A staircase, likely dating back to the 16th century, leads to the second floor, offering a wonderful view of the Roman Forum and the Capitoline Hill. From the "tabernae," visitors can access the garden and Nero's Tower.

Near the back wall of the area, another large staircase leads to Via Biberatica, named for the many wine shops that existed there during the Roman era. This street is perfectly preserved and is surrounded by the remains of Roman and medieval "tabernae." There is also a passage from Trajan's Market to a farm of the same name, which runs under Via Alessandrina.

Trajan’s Market
Photo by Gabriella Clare Marino / Unsplash

Materials used in building the Markets

The materials and construction methods used in Trajan’s Market closely align with typical Roman architecture of the time. The primary materials included Roman concrete, travertine, clay bricks, and stucco. Roman concrete is a notable ancient technology, often more durable than modern concrete. Its key ingredients were volcanic ash from the abundant tuff deposits around Rome, limestone, salt water, and large aggregate rocks.
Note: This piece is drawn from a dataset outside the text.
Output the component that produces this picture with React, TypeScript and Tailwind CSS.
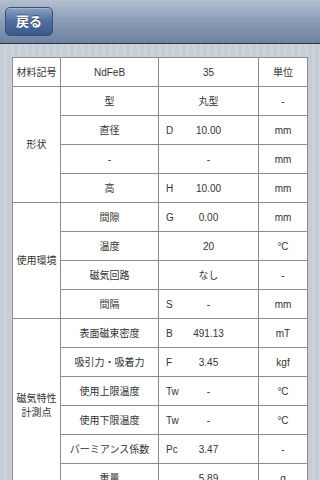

Travertine, a porous calcium carbonate stone, was mostly quarried from nearby Tivoli and was easy to cut and shape. Clay bricks were produced en masse for most buildings and were typically thin and wide.

The predominant technique for building the walls was called opus testaceum (or latericium). This involved taking a large square brick, breaking it into several triangular bricks, stacking them about 5 feet high, filling the open space with concrete, and finally covering it with a layer of larger square bricks that extended all the way through. Several layers of this method could be stacked.

This technique was likely first used in the Colosseum. The interior bricks were later covered with stucco. The frames around the openings of each store were carved from travertine. The ceiling of the market’s central hallway was made entirely of Roman concrete, which required wooden framing that could be easily removed once the concrete set. Similarly, the many arches in the hemicycle also needed wooden framing to shape the bricks correctly.

Roman Brick Arch in Rotunda Vestibule
Roman Brick Arch in Rotunda Vestibule, Credits: cascoly, Canva

Everyday life in the Markets

The large, spectacular complex known as Trajan’s Market was central to various key activities in ancient Roman life. It is best known for its numerous shops, offices, and warehouses, hence being referred to as the world’s first shopping mall.

Citizens primarily gathered here to shop and conduct business. Most of the shops, known as tabernae, were located on the lower level and sold goods such as wine, oil, fruit, and vegetables. Customers purchased these items with special tokens they bought before shopping. Also on the lower level was an open space called the Great Hall, which is believed to have hosted events such as concerts, speeches, and teaching sessions.

While the lower levels of Trajan’s Market were the busiest, the upper levels also served important functions. These upper levels housed offices for market management, warehouses for storing goods, and even apartment complexes. The upper level was adjacent to a street named Biberatica, derived from the Latin word biber, meaning drink, suggesting there might have been street-front shops serving drinks to shoppers. Trajan’s Market functioned as a shopping mall, office space, apartment complex, and community gathering spot for about two centuries.

A visual representation of how a part of Trajan’s Market might have been during Roman times
A visual representation of how a part of Trajan’s Market might have been during Roman times. Illustration: Midjourney

The Romans had a nickname for Trajan, they were calling him Optimus Princeps which means "best leader" and seeing what he built for his people, is easy to understand why they gave him that nickname.